​Russia should consider interests of Hungary, Greece & Cyprus in countermeasures - Upper House chair

Chairperson of the Federation Coucil Valentina Matviyenko (RIA Novosti / Alexey Filippov)
Russia should take into account the position of EU countries that have actively opposed the policy of Western sanctions when preparing a reciprocal response, says Russian Federation Council Speaker Valentina Matvienko.

"I believe that such states [Hungary, Greece and Cyprus – Ed.] should be supported. We also need to strengthen the control over how the counter-sanctions are implemented, so the Russian market did not receive products from countries that have imposed sanctions,”Matvienko told Interfax, quoted byRBC.

READ MORE: Embargo relief? Russia tests food from Greece & Hungary

With these countries, Russia has not only trade and economic, but also political relations, she added.

In April, Russia began quality control of fruits and vegetables from Hungary, Greece and Cyprus, as they have all asked Russia to cancel or reduce the food import embargo.

Hungary, Greece and Cyprus may be the first to return to Russian supermarket shelves once the food ban ends, said Sergey Dankvert, head of Rosselkhoznadzor, the Russian agricultural watchdog in March.

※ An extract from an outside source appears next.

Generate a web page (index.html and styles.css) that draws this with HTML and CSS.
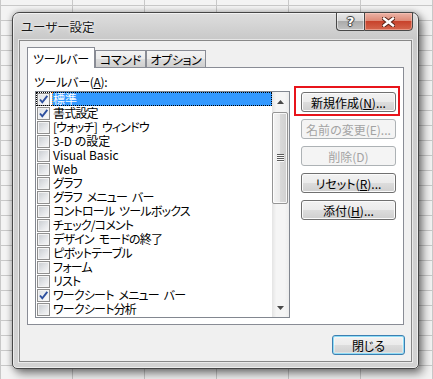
FILE: index.html
```html
<!DOCTYPE html>
<html lang="ja">
<head>
<meta charset="utf-8">
<title>ユーザー設定</title>
<link rel="stylesheet" href="styles.css">
</head>
<body>
<div class="desk">
  <div class="dialog">
    <div class="titlebar">
      <span class="title">ユーザー設定</span>
      <div class="caps">
        <div class="cap help">?</div>
        <div class="cap close">
          <svg width="13" height="10" viewBox="0 0 13 10">
            <path d="M2 1.5 L11 8.5 M11 1.5 L2 8.5" stroke="#5a2418" stroke-width="4.4" stroke-linecap="square" fill="none"/>
            <path d="M2 1.5 L11 8.5 M11 1.5 L2 8.5" stroke="#ffffff" stroke-width="2.4" stroke-linecap="square" fill="none"/>
          </svg>
        </div>
      </div>
    </div>
    <div class="client">
      <div class="tabs">
        <div class="tab active t1">ツールバー</div>
        <div class="tab t2">コマンド</div>
        <div class="tab t3">オプション</div>
      </div>
      <div class="panel">
        <div class="leftcol">
          <div class="label">ツールバー(<u>A</u>):</div>
          <div class="listbox">
            <div class="items">
              <div class="row sel"><span class="cb on"><svg width="11" height="11" viewBox="0 0 11 11"><path d="M2 5.5 L4.3 8.3 L9.3 1.8" stroke="#2d4f9e" stroke-width="1.9" fill="none"/></svg></span><span class="txt">標準</span></div>
              <div class="row"><span class="cb on"><svg width="11" height="11" viewBox="0 0 11 11"><path d="M2 5.5 L4.3 8.3 L9.3 1.8" stroke="#2d4f9e" stroke-width="1.9" fill="none"/></svg></span><span class="txt">書式設定</span></div>
              <div class="row"><span class="cb"></span><span class="txt">[ウォッチ] ウィンドウ</span></div>
              <div class="row"><span class="cb"></span><span class="txt lat">3-D の設定</span></div>
              <div class="row"><span class="cb"></span><span class="txt lat">Visual Basic</span></div>
              <div class="row"><span class="cb"></span><span class="txt lat">Web</span></div>
              <div class="row"><span class="cb"></span><span class="txt">グラフ</span></div>
              <div class="row"><span class="cb"></span><span class="txt">グラフ メニュー バー</span></div>
              <div class="row"><span class="cb"></span><span class="txt">コントロール ツールボックス</span></div>
              <div class="row"><span class="cb"></span><span class="txt">チェック/コメント</span></div>
              <div class="row"><span class="cb"></span><span class="txt">デザイン モードの終了</span></div>
              <div class="row"><span class="cb"></span><span class="txt">ピボットテーブル</span></div>
              <div class="row"><span class="cb"></span><span class="txt">フォーム</span></div>
              <div class="row"><span class="cb"></span><span class="txt">リスト</span></div>
              <div class="row"><span class="cb on"><svg width="11" height="11" viewBox="0 0 11 11"><path d="M2 5.5 L4.3 8.3 L9.3 1.8" stroke="#2d4f9e" stroke-width="1.9" fill="none"/></svg></span><span class="txt">ワークシート メニュー バー</span></div>
              <div class="row"><span class="cb"></span><span class="txt">ワークシート分析</span></div>
            </div>
            <div class="vscroll">
              <div class="sbtn"><svg width="7" height="4" viewBox="0 0 7 4"><path d="M0 4 L3.5 0 L7 4 Z" fill="#4a4a4a"/></svg></div>
              <div class="thumb"><span class="grip"></span></div>
              <div class="sbtn down"><svg width="7" height="4" viewBox="0 0 7 4"><path d="M0 0 L3.5 4 L7 0 Z" fill="#4a4a4a"/></svg></div>
            </div>
          </div>
        </div>
        <div class="btncol">
          <div class="btnwrap"><button class="btn">新規作成(<u>N</u>)...</button><span class="redbox"></span></div>
          <button class="btn dis">名前の変更(E)...</button>
          <button class="btn dis">削除(D)</button>
          <button class="btn">リセット(<u>R</u>)...</button>
          <button class="btn">添付(<u>H</u>)...</button>
        </div>
      </div>
      <div class="footer">
        <button class="btn default">閉じる</button>
      </div>
    </div>
  </div>
</div>
</body>
</html>
```

FILE: styles.css
```css
* { box-sizing: border-box; }
html, body { margin: 0; padding: 0; }
body {
  width: 433px;
  height: 379px;
  overflow: hidden;
  font-family: "Noto Sans CJK JP", "Noto Sans", sans-serif;
  font-size: 12px;
  color: #000;
  font-feature-settings: "palt";
}
.desk {
  width: 433px;
  height: 379px;
  padding: 12px 0 0 12px;
  background-color: #f3f3f3;
  background-image:
    linear-gradient(to right, #c8c8c8 1px, transparent 1px),
    linear-gradient(to bottom, #c8c8c8 1px, transparent 1px);
  background-size: 72px 100%, 100% 15px;
  background-position: 0 0, 0 5px;
}
.dialog {
  width: 407px;
  height: 357px;
  border: 1px solid #464646;
  border-radius: 7px 7px 5px 5px;
  padding: 0 6px 6px;
  display: flex;
  flex-direction: column;
  background: linear-gradient(to bottom, #dedede 0, #c9c9c9 26px, #cdcdcd 60px, #d3d3d3 100%);
  box-shadow: inset 0 0 0 1px rgba(255,255,255,0.6), 4px 5px 10px rgba(0,0,0,0.45), 0 0 6px rgba(0,0,0,0.3);
}
.titlebar {
  height: 27px;
  margin: 0 -6px;
  padding: 0 5px 0 8px;
  display: flex;
  align-items: center;
  justify-content: space-between;
}
.title {
  font-size: 12.5px;
  line-height: 14px;
  margin-top: 1px;
  color: #1a1a1a;
  text-shadow: 0 0 5px rgba(255,255,255,0.9), 0 0 2px rgba(255,255,255,0.8);
}
.caps {
  display: flex;
  align-self: flex-start;
  margin-top: -1px;
}
.cap {
  height: 19px;
  border: 1px solid #484848;
  display: flex;
  align-items: center;
  justify-content: center;
}
.help {
  width: 28px;
  border-right: none;
  border-radius: 0 0 0 4px;
  background: linear-gradient(to bottom, #e9e9e9 0, #d6d6d6 45%, #ababab 50%, #c2c2c2 100%);
  box-shadow: inset 0 0 0 1px rgba(255,255,255,0.5);
  color: #fff;
  font-family: "DejaVu Sans", sans-serif;
  font-weight: bold;
  font-size: 13px;
  line-height: 14px;
  text-shadow: 1px 0 0 #454545, -1px 0 0 #454545, 0 1px 0 #454545, 0 -1px 0 #454545, 0 0 2px #333;
}
.close {
  width: 49px;
  border-radius: 0 0 4px 0;
  background: linear-gradient(to bottom, #ecb3a6 0, #de8b78 45%, #c8432c 50%, #d5664d 100%);
  box-shadow: inset 0 0 0 1px rgba(255,210,200,0.45);
}
.client {
  flex: 1;
  border: 1px solid #888;
  background: #f0f0f0;
  padding: 6px 7px 0;
  display: flex;
  flex-direction: column;
  box-shadow: 0 0 0 1px rgba(255,255,255,0.55);
}
.tabs {
  display: flex;
  height: 20px;
  align-items: flex-end;
  position: relative;
  z-index: 1;
}
.tab {
  height: 17px;
  border: 1px solid #898c95;
  border-bottom: none;
  text-align: center;
  line-height: 17px;
  white-space: nowrap;
  letter-spacing: -0.3px;
  background: linear-gradient(to bottom, #f3f3f3, #ebebeb 50%, #dddddd 50%, #cfcfcf);
}
.tab.active {
  height: 21px;
  margin-bottom: -1px;
  background: #fff;
  line-height: 21px;
}
.t1 { width: 68px; }
.t2 { width: 51px; }
.t3 { width: 60px; }
.panel {
  height: 258px;
  border: 1px solid #898c95;
  background: #fff;
  display: flex;
  padding: 0 6px 0 7px;
}
.leftcol {
  padding-top: 7px;
  width: 255px;
}
.label {
  height: 14px;
  line-height: 14px;
  margin-left: -1px;
  letter-spacing: -0.3px;
}
.listbox {
  margin-top: 2px;
  width: 255px;
  height: 227px;
  border: 1px solid #828790;
  display: flex;
  background: #fff;
}
.items { flex: 1; }
.row {
  height: 14px;
  display: flex;
  align-items: flex-start;
}
.row.sel {
  outline: 1px dotted #000;
  outline-offset: -1px;
}
.cb {
  width: 13px;
  height: 13px;
  margin: 1px 0 0 1px;
  border: 1px solid #8f8f8f;
  background: linear-gradient(135deg, #c6cace 0%, #e3e5e8 55%, #f9f9f9 100%);
  box-shadow: inset 0 0 0 1px #f3f3f3;
  display: flex;
  align-items: center;
  justify-content: center;
}
.cb.on {
  background: linear-gradient(135deg, #dcdfe3 0%, #eef0f2 55%, #fcfcfc 100%);
}
.txt {
  margin-left: 2px;
  flex: 1;
  height: 14px;
  line-height: 14px;
  padding-left: 1px;
  white-space: nowrap;
  letter-spacing: -0.8px;
  word-spacing: 3px;
}
.txt.lat { letter-spacing: 0; word-spacing: 0; }
.row.sel .txt {
  background: #3399ff;
  color: #fff;
  outline: 1px dotted #ffa040;
  outline-offset: -1px;
  letter-spacing: 0;
}
.vscroll {
  width: 17px;
  display: flex;
  flex-direction: column;
  background: linear-gradient(to right, #e4e4e4, #f5f5f5 25%, #f5f5f5 75%, #ececec);
}
.sbtn {
  height: 19px;
  display: flex;
  align-items: center;
  justify-content: center;
}
.sbtn.down { margin-top: auto; }
.thumb {
  margin: 1px 1px 0 0;
  height: 92px;
  border: 1px solid #959595;
  border-radius: 2px;
  background: linear-gradient(to right, #f4f4f4, #eaeaea 50%, #d9d9d9 51%, #d0d0d0);
  box-shadow: inset 0 0 0 1px rgba(255,255,255,0.8);
  display: flex;
  align-items: center;
  justify-content: center;
}
.grip {
  width: 7px;
  height: 8px;
  background: repeating-linear-gradient(to bottom, #5a5a5a 0 1px, #fafafa 1px 2px);
}
.btncol {
  margin-left: 11px;
  padding-top: 24px;
  width: 95px;
  display: flex;
  flex-direction: column;
  gap: 7px;
}
.btnwrap { position: relative; height: 20px; }
.btn {
  display: block;
  height: 20px;
  width: 95px;
  margin: 0;
  padding: 0;
  border: 1px solid #707070;
  border-radius: 3px;
  background: linear-gradient(to bottom, #f2f2f2, #ebebeb 50%, #dddddd 50%, #cfcfcf);
  box-shadow: inset 0 0 0 1px #fbfbfb;
  font-family: inherit;
  font-feature-settings: inherit;
  font-size: 12px;
  line-height: 17px;
  color: #000;
  text-align: center;
  white-space: nowrap;
}
.btn.dis {
  border-color: #adb2b5;
  background: #f4f4f4;
  box-shadow: none;
  color: #a3a3a3;
}
.redbox {
  position: absolute;
  left: -7px;
  top: -6px;
  width: 106px;
  height: 30px;
  border: 2px solid #e8141b;
  pointer-events: none;
}
.footer {
  display: flex;
  justify-content: flex-end;
  padding-top: 10px;
  margin-right: -1px;
}
.btn.default {
  width: 73px;
  border-color: #3c7fb1;
  box-shadow: inset 0 0 0 1px #8fdcf6, inset 0 0 0 2px rgba(255,255,255,0.35);
}
```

The EU extended sanctions against Russia for another six months on June 22. Moscow responded Wednesday by prolonging its food embargo by a year. The relevant order was signed by President Putin and comes into force on the day.

READ MORE: Russia considers banning chocolate and flowers from EU - food safety watchdog

The Ministry of Agriculture sent the government an amended embargo list Tuesday. The current list will exclude young fish and shell fish, but will tighten import standards for lactose free products, said RBC citing sources.

The issue of expanding the embargo has not been fully worked out.

On Tuesday, Russian food watchdog spokesman Aleksey Alekseenko said Russia is considering banning chocolate and flowers from the EU.

Russian Agriculture Minister Aleksandr Tkachev said the ministry had plans to add flowers and canned fish from countries to the embargo list. There was no decision to include chocolate on the list, though, he said.